Requirement -> Write out each line exactly as given. Leave the pictures out of your copy.

Recorded data ->

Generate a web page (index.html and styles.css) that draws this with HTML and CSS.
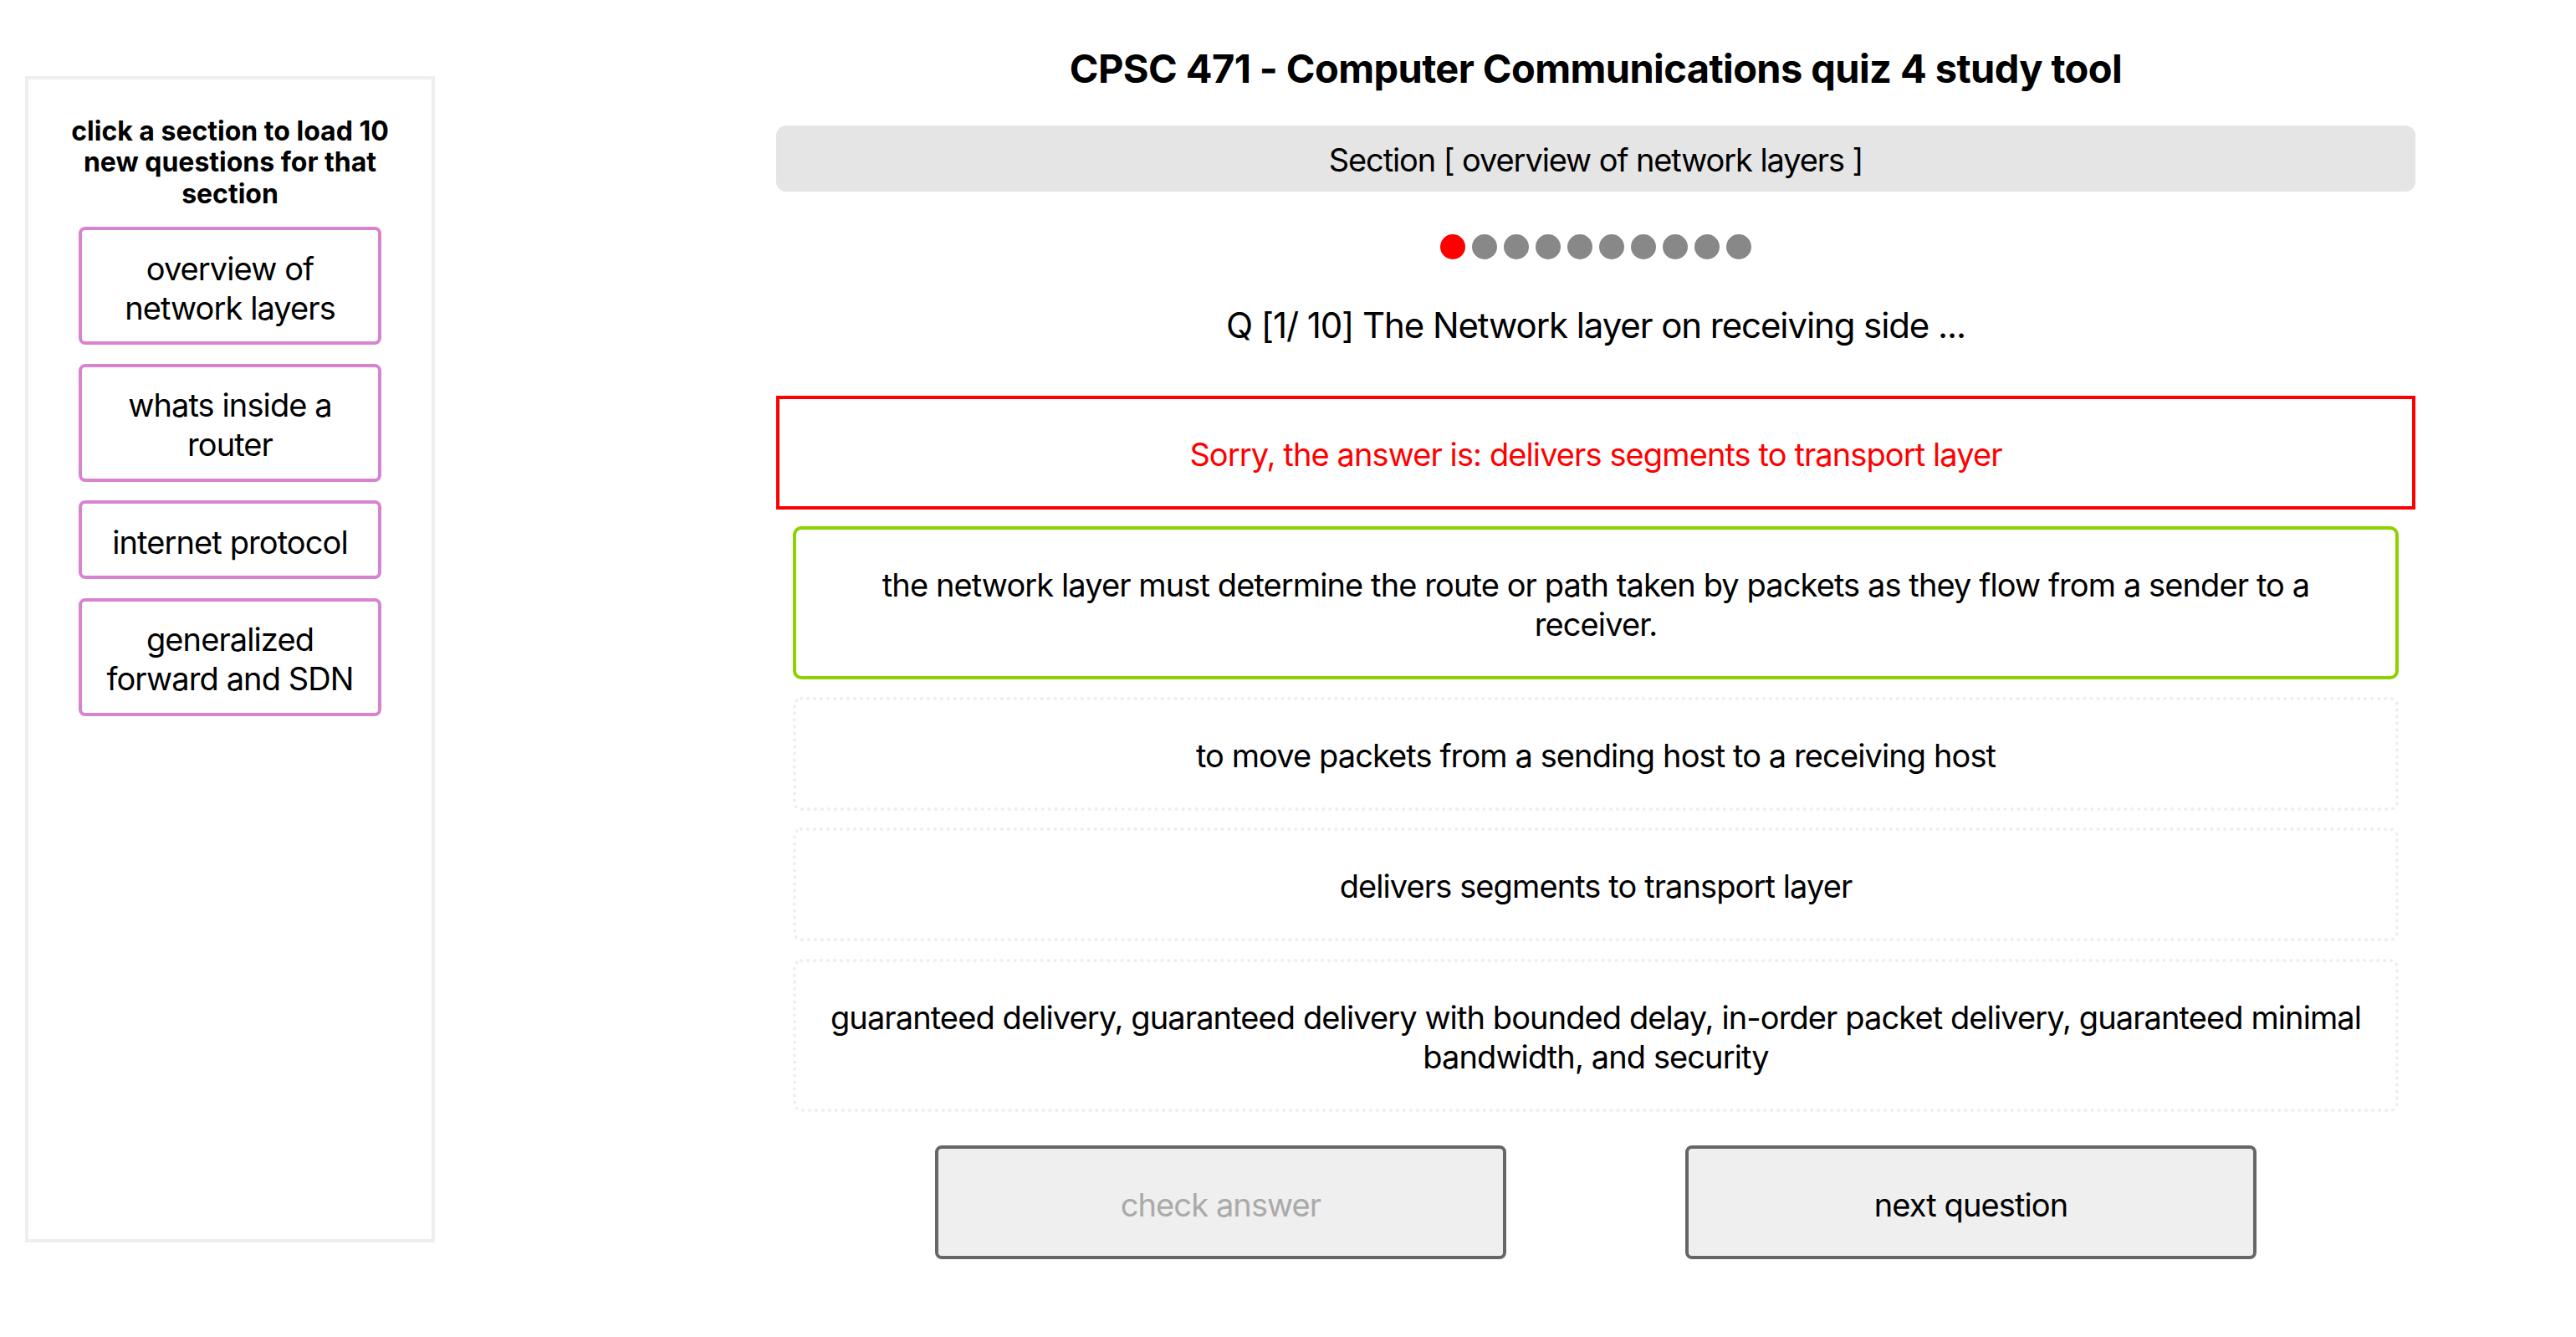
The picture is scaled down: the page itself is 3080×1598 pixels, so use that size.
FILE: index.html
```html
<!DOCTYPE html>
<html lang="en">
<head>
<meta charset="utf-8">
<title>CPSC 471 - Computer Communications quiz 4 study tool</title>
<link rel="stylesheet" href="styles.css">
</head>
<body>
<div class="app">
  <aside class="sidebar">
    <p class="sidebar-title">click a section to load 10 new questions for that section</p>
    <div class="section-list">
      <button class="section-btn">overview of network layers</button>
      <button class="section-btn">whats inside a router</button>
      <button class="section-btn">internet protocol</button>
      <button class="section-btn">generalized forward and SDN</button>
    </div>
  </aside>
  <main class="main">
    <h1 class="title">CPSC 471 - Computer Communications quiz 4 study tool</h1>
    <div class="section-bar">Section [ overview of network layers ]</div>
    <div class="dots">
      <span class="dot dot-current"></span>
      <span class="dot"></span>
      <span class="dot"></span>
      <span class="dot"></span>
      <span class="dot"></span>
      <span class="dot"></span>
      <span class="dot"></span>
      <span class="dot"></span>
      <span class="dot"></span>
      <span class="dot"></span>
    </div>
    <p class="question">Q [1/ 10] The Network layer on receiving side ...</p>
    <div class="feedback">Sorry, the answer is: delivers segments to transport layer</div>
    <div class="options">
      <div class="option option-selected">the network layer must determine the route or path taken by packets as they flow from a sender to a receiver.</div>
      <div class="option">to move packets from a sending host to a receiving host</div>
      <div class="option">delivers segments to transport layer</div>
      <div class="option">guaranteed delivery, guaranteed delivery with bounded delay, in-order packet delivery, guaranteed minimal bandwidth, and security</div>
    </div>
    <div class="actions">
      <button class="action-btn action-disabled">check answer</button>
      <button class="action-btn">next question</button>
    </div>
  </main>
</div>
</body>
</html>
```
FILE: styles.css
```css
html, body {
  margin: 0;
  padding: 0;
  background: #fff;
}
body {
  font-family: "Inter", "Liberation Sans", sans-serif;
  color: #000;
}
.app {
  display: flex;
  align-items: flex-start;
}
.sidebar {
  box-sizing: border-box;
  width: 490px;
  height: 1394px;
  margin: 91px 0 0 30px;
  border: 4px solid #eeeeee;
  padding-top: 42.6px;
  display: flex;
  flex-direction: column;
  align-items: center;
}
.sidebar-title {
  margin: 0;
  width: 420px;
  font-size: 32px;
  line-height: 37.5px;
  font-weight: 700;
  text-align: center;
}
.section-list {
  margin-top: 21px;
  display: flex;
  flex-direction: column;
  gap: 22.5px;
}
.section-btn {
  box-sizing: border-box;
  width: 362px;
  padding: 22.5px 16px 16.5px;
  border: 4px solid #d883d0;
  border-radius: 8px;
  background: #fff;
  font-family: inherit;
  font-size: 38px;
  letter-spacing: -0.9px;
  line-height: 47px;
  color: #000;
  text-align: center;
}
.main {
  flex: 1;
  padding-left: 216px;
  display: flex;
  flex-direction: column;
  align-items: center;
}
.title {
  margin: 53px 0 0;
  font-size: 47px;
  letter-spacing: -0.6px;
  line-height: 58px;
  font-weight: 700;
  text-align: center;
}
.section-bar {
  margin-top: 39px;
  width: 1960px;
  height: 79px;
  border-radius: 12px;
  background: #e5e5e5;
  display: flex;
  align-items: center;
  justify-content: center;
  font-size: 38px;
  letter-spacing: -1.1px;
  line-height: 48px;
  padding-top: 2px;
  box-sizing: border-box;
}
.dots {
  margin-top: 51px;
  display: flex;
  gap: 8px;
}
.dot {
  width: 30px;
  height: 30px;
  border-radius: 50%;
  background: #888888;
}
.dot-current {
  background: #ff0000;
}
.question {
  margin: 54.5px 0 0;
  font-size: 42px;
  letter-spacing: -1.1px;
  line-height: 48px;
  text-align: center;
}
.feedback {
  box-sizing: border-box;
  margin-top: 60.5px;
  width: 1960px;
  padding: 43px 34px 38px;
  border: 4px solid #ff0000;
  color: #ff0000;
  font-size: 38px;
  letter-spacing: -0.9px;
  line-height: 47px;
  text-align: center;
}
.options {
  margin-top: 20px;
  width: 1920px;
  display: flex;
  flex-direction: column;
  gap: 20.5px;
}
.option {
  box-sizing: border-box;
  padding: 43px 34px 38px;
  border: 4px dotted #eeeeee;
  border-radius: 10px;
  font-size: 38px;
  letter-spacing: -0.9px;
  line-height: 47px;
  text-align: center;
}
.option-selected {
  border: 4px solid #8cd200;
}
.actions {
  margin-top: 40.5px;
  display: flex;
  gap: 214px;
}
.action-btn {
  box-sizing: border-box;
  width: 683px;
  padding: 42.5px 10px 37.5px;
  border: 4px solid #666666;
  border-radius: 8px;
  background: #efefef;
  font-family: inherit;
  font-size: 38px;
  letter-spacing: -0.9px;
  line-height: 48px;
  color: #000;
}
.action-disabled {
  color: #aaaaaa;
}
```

Solution ->
Generate a web page (index.html and styles.css) that draws this with HTML and CSS.
The picture is scaled down: the page itself is 3080×1598 pixels, so use that size.
FILE: index.html
```html
<!DOCTYPE html>
<html lang="en">
<head>
<meta charset="utf-8">
<title>CPSC 471 - Computer Communications quiz 4 study tool</title>
<link rel="stylesheet" href="styles.css">
</head>
<body>
<div class="app">
  <aside class="sidebar">
    <p class="sidebar-title">click a section to load 10 new questions for that section</p>
    <div class="section-list">
      <button class="section-btn">overview of network layers</button>
      <button class="section-btn">whats inside a router</button>
      <button class="section-btn">internet protocol</button>
      <button class="section-btn">generalized forward and SDN</button>
    </div>
  </aside>
  <main class="main">
    <h1 class="title">CPSC 471 - Computer Communications quiz 4 study tool</h1>
    <div class="section-bar">Section [ overview of network layers ]</div>
    <div class="dots">
      <span class="dot dot-current"></span>
      <span class="dot"></span>
      <span class="dot"></span>
      <span class="dot"></span>
      <span class="dot"></span>
      <span class="dot"></span>
      <span class="dot"></span>
      <span class="dot"></span>
      <span class="dot"></span>
      <span class="dot"></span>
    </div>
    <p class="question">Q [1/ 10] The Network layer on receiving side ...</p>
    <div class="feedback">Sorry, the answer is: delivers segments to transport layer</div>
    <div class="options">
      <div class="option option-selected">the network layer must determine the route or path taken by packets as they flow from a sender to a receiver.</div>
      <div class="option">to move packets from a sending host to a receiving host</div>
      <div class="option">delivers segments to transport layer</div>
      <div class="option">guaranteed delivery, guaranteed delivery with bounded delay, in-order packet delivery, guaranteed minimal bandwidth, and security</div>
    </div>
    <div class="actions">
      <button class="action-btn action-disabled">check answer</button>
      <button class="action-btn">next question</button>
    </div>
  </main>
</div>
</body>
</html>
```
FILE: styles.css
```css
html, body {
  margin: 0;
  padding: 0;
  background: #fff;
}
body {
  font-family: "Inter", "Liberation Sans", sans-serif;
  color: #000;
}
.app {
  display: flex;
  align-items: flex-start;
}
.sidebar {
  box-sizing: border-box;
  width: 490px;
  height: 1394px;
  margin: 91px 0 0 30px;
  border: 4px solid #eeeeee;
  padding-top: 42.6px;
  display: flex;
  flex-direction: column;
  align-items: center;
}
.sidebar-title {
  margin: 0;
  width: 420px;
  font-size: 32px;
  line-height: 37.5px;
  font-weight: 700;
  text-align: center;
}
.section-list {
  margin-top: 21px;
  display: flex;
  flex-direction: column;
  gap: 22.5px;
}
.section-btn {
  box-sizing: border-box;
  width: 362px;
  padding: 22.5px 16px 16.5px;
  border: 4px solid #d883d0;
  border-radius: 8px;
  background: #fff;
  font-family: inherit;
  font-size: 38px;
  letter-spacing: -0.9px;
  line-height: 47px;
  color: #000;
  text-align: center;
}
.main {
  flex: 1;
  padding-left: 216px;
  display: flex;
  flex-direction: column;
  align-items: center;
}
.title {
  margin: 53px 0 0;
  font-size: 47px;
  letter-spacing: -0.6px;
  line-height: 58px;
  font-weight: 700;
  text-align: center;
}
.section-bar {
  margin-top: 39px;
  width: 1960px;
  height: 79px;
  border-radius: 12px;
  background: #e5e5e5;
  display: flex;
  align-items: center;
  justify-content: center;
  font-size: 38px;
  letter-spacing: -1.1px;
  line-height: 48px;
  padding-top: 2px;
  box-sizing: border-box;
}
.dots {
  margin-top: 51px;
  display: flex;
  gap: 8px;
}
.dot {
  width: 30px;
  height: 30px;
  border-radius: 50%;
  background: #888888;
}
.dot-current {
  background: #ff0000;
}
.question {
  margin: 54.5px 0 0;
  font-size: 42px;
  letter-spacing: -1.1px;
  line-height: 48px;
  text-align: center;
}
.feedback {
  box-sizing: border-box;
  margin-top: 60.5px;
  width: 1960px;
  padding: 43px 34px 38px;
  border: 4px solid #ff0000;
  color: #ff0000;
  font-size: 38px;
  letter-spacing: -0.9px;
  line-height: 47px;
  text-align: center;
}
.options {
  margin-top: 20px;
  width: 1920px;
  display: flex;
  flex-direction: column;
  gap: 20.5px;
}
.option {
  box-sizing: border-box;
  padding: 43px 34px 38px;
  border: 4px dotted #eeeeee;
  border-radius: 10px;
  font-size: 38px;
  letter-spacing: -0.9px;
  line-height: 47px;
  text-align: center;
}
.option-selected {
  border: 4px solid #8cd200;
}
.actions {
  margin-top: 40.5px;
  display: flex;
  gap: 214px;
}
.action-btn {
  box-sizing: border-box;
  width: 683px;
  padding: 42.5px 10px 37.5px;
  border: 4px solid #666666;
  border-radius: 8px;
  background: #efefef;
  font-family: inherit;
  font-size: 38px;
  letter-spacing: -0.9px;
  line-height: 48px;
  color: #000;
}
.action-disabled {
  color: #aaaaaa;
}
```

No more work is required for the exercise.